**WHAT TO PRODUCE:** The lines to extract run from the first line of the material below to the line containing "const tabs = ['全部', '审核中', '分期还款中'];", both included; leave the pictures behind.

**RECORDED DATA:**
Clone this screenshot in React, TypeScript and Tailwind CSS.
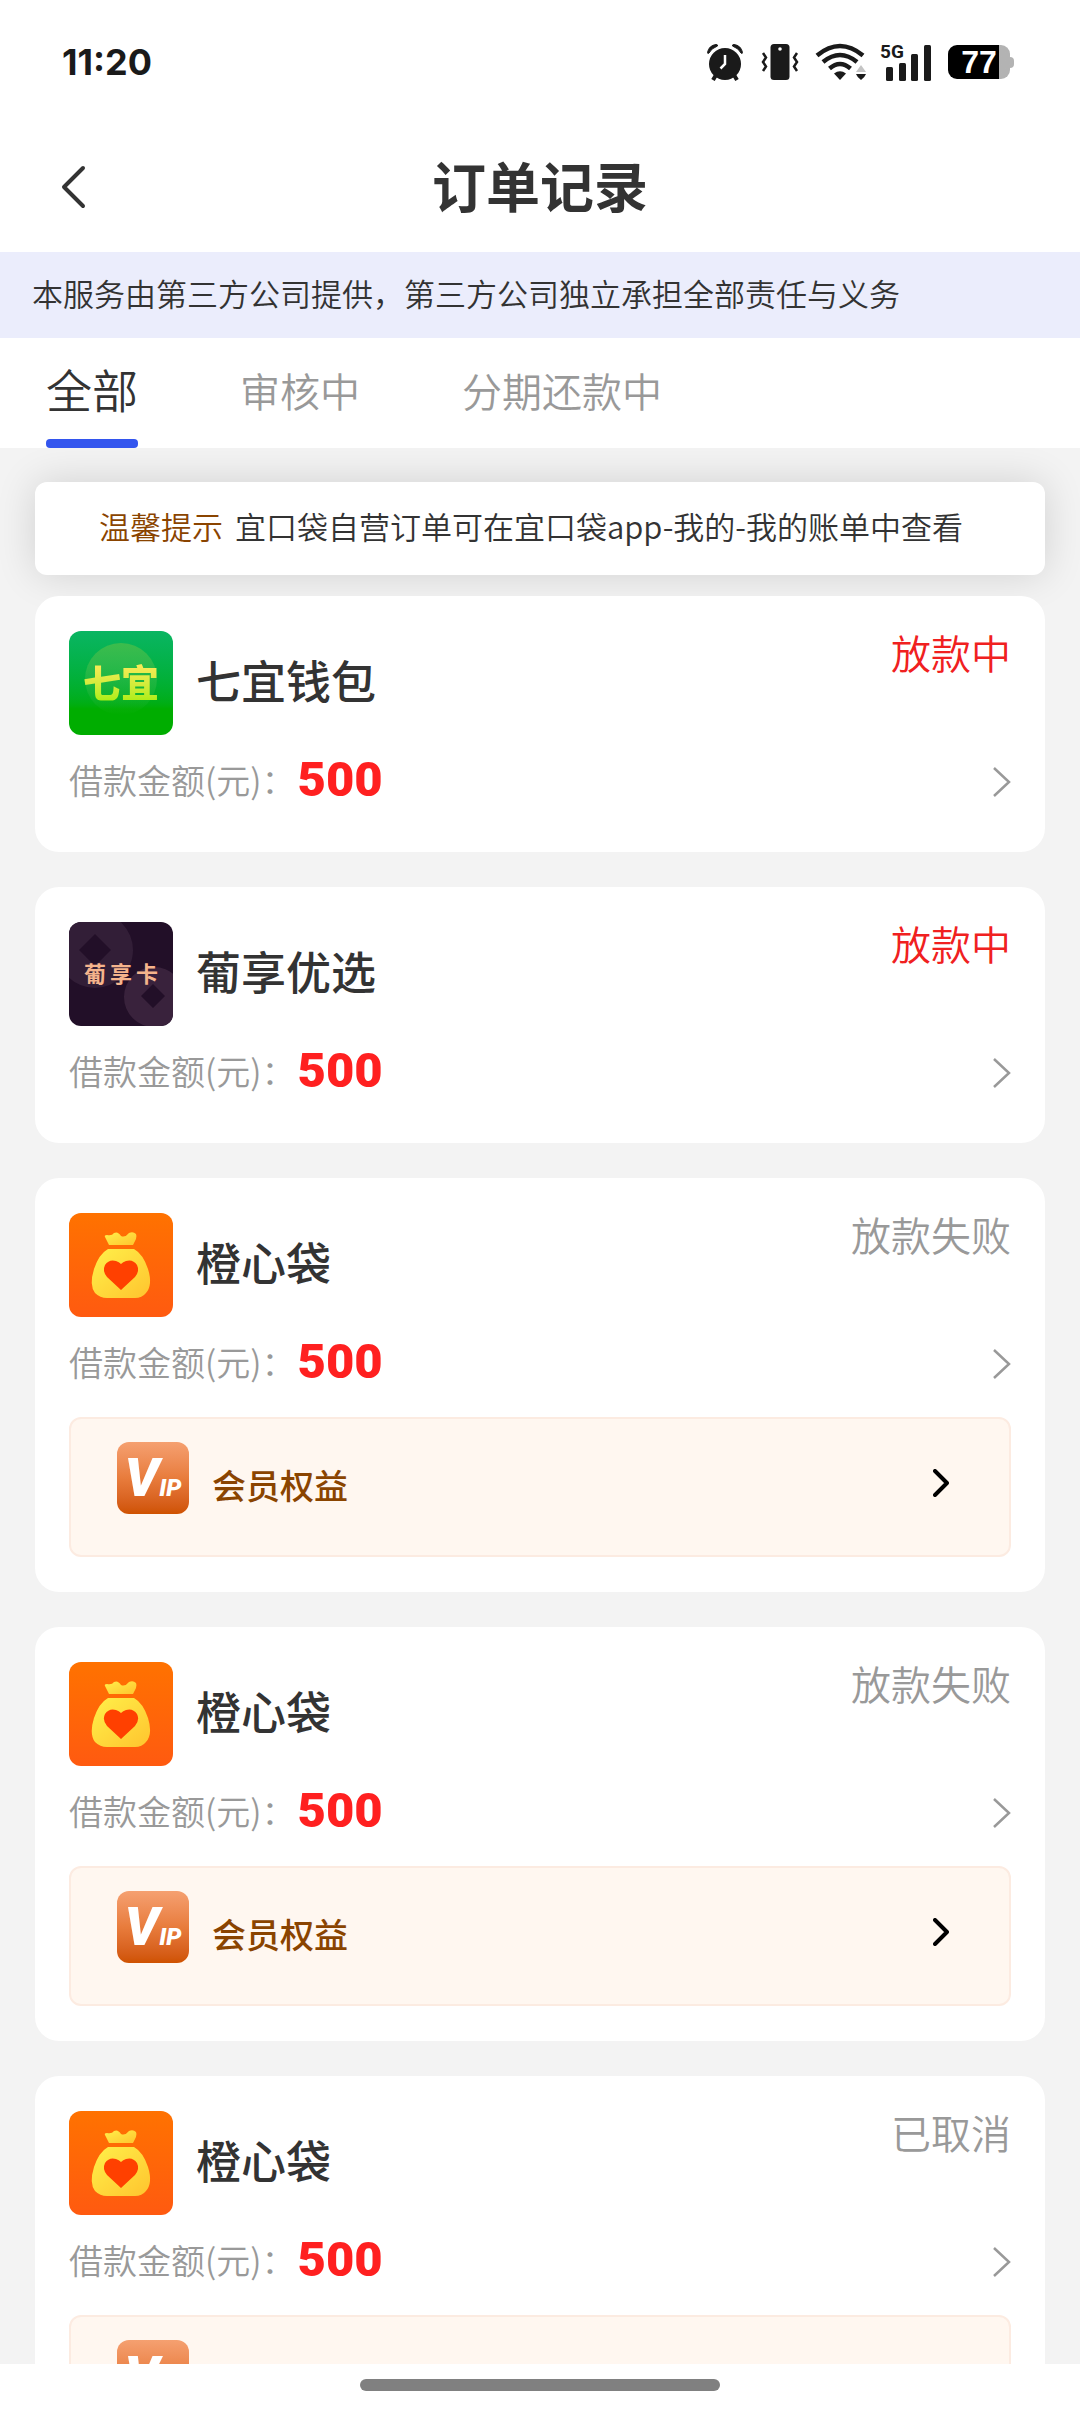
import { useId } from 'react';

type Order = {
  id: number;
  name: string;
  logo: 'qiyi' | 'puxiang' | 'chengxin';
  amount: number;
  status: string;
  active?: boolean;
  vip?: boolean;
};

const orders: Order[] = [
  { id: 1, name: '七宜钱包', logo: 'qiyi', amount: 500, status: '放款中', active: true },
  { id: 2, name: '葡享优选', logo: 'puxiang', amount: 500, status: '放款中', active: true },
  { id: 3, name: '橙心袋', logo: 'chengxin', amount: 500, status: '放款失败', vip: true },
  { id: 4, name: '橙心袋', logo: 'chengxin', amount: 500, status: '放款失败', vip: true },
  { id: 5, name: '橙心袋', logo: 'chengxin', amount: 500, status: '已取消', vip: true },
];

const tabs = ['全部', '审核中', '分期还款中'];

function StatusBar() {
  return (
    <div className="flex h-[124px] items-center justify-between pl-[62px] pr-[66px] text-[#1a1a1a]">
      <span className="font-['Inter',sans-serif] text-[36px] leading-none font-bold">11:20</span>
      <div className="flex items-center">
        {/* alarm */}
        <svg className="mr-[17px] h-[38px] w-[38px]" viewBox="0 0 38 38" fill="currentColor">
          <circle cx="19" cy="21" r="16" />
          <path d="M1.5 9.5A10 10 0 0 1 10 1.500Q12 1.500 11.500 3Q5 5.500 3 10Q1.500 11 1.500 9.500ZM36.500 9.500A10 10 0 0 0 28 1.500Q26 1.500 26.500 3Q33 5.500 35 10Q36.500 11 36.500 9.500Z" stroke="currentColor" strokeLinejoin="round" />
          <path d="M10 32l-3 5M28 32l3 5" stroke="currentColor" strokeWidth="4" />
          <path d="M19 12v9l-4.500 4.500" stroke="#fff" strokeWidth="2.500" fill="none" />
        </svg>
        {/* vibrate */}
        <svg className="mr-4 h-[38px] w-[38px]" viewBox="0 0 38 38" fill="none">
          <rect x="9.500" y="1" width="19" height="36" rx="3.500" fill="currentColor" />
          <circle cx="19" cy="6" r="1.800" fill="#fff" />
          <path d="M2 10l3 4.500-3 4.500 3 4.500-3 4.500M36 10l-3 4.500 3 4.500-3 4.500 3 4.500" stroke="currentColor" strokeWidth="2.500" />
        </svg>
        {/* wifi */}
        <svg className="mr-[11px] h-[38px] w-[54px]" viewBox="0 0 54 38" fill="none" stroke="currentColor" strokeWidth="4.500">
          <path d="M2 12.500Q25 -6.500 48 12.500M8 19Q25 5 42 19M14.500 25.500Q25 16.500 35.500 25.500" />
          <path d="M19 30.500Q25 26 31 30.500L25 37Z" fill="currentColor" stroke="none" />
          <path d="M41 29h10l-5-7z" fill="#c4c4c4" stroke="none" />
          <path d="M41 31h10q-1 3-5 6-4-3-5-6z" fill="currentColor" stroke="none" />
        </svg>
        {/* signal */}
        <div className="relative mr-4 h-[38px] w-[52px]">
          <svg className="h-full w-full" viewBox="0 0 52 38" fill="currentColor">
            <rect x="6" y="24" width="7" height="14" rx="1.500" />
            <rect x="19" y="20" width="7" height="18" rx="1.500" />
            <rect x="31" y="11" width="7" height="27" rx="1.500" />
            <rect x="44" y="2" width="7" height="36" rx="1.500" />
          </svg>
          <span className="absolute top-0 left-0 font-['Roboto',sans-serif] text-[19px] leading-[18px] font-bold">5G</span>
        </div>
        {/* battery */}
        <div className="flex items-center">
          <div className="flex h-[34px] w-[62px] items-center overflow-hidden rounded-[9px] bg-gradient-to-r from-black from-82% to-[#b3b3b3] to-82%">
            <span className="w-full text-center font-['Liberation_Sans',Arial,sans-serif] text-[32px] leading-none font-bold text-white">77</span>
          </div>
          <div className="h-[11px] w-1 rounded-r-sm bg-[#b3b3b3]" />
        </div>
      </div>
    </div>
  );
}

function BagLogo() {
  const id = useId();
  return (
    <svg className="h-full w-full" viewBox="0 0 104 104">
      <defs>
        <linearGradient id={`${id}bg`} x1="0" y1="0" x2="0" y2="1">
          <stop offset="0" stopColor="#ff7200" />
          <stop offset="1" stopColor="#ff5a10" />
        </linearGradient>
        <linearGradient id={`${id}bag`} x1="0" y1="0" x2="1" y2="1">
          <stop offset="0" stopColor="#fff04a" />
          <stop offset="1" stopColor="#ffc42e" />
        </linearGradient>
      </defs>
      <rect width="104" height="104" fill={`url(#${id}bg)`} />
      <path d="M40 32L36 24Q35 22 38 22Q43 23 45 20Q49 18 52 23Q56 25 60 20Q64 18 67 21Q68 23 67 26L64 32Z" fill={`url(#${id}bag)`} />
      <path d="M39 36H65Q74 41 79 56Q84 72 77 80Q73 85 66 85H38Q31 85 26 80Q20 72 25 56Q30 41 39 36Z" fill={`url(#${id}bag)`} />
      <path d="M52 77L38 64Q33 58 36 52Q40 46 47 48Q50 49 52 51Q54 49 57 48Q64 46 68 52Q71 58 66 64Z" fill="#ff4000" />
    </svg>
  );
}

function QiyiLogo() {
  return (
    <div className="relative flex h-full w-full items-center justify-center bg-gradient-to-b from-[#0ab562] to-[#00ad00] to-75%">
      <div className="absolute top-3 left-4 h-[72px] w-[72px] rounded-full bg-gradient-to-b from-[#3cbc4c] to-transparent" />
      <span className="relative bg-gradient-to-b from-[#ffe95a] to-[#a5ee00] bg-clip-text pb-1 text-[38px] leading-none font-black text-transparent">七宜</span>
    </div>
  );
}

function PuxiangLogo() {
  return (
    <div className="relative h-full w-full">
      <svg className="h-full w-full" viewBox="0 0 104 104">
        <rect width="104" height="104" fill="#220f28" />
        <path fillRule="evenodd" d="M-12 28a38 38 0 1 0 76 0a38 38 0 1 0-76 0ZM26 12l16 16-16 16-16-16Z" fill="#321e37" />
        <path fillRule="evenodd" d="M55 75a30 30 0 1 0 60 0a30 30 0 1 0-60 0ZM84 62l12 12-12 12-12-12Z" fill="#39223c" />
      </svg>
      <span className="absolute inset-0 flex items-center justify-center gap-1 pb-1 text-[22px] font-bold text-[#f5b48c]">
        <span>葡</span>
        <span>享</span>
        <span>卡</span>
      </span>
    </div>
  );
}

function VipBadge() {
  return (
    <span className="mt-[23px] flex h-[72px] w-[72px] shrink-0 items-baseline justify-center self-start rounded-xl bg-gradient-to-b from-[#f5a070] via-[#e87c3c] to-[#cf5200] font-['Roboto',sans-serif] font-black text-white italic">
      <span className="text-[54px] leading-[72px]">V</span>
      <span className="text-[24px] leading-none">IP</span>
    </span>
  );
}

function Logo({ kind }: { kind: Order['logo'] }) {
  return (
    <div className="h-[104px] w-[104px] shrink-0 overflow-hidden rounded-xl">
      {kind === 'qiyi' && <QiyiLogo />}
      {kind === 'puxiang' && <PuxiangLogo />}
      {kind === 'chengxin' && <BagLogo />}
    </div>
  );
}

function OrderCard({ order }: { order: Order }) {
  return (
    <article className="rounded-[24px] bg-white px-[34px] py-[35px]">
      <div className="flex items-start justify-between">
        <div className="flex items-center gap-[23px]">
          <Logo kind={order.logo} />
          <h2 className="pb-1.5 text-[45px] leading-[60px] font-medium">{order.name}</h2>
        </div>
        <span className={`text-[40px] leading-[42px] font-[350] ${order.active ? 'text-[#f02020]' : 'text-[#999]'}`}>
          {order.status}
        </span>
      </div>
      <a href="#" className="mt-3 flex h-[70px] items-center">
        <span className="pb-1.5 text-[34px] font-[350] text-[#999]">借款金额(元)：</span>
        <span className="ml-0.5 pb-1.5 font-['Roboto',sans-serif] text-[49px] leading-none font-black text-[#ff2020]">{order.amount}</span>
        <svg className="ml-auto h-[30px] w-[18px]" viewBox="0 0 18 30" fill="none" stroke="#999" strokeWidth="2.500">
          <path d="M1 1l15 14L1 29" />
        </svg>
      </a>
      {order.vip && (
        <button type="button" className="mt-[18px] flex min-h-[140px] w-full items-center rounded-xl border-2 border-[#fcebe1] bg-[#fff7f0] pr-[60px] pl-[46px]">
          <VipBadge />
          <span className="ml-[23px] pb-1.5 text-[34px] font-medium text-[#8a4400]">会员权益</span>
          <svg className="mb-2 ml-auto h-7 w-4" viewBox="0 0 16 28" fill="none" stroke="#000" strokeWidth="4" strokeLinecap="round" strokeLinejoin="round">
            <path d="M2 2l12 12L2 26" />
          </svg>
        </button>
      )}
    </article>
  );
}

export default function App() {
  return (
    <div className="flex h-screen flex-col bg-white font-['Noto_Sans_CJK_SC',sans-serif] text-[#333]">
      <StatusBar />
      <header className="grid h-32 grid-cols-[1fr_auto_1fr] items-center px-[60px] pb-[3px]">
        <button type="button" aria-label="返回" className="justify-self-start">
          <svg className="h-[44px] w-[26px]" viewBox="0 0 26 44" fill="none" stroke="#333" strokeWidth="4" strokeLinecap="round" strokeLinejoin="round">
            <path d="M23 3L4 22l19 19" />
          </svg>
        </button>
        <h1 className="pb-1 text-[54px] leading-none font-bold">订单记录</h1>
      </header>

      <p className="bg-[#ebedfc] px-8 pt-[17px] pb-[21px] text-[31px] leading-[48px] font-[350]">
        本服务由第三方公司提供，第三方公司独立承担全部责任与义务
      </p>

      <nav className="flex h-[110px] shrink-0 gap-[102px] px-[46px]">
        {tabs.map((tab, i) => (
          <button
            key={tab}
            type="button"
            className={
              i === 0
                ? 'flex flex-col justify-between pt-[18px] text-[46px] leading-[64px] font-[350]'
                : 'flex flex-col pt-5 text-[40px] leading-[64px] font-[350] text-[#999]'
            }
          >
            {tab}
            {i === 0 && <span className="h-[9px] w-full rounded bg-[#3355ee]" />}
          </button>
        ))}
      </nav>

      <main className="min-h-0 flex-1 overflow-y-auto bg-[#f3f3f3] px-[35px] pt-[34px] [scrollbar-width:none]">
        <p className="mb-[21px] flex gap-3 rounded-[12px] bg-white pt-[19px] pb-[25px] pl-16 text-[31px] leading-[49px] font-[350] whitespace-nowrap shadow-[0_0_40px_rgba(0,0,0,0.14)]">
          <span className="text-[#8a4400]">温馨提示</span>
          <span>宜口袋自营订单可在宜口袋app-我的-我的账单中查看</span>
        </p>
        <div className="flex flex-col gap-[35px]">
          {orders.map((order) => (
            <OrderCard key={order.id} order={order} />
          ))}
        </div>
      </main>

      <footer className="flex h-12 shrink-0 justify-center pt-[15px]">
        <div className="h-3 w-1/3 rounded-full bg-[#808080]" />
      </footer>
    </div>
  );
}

**SOLUTION TO THIS EXERCISE:**
Clone this screenshot in React, TypeScript and Tailwind CSS.
import { useId } from 'react';

type Order = {
  id: number;
  name: string;
  logo: 'qiyi' | 'puxiang' | 'chengxin';
  amount: number;
  status: string;
  active?: boolean;
  vip?: boolean;
};

const orders: Order[] = [
  { id: 1, name: '七宜钱包', logo: 'qiyi', amount: 500, status: '放款中', active: true },
  { id: 2, name: '葡享优选', logo: 'puxiang', amount: 500, status: '放款中', active: true },
  { id: 3, name: '橙心袋', logo: 'chengxin', amount: 500, status: '放款失败', vip: true },
  { id: 4, name: '橙心袋', logo: 'chengxin', amount: 500, status: '放款失败', vip: true },
  { id: 5, name: '橙心袋', logo: 'chengxin', amount: 500, status: '已取消', vip: true },
];

const tabs = ['全部', '审核中', '分期还款中'];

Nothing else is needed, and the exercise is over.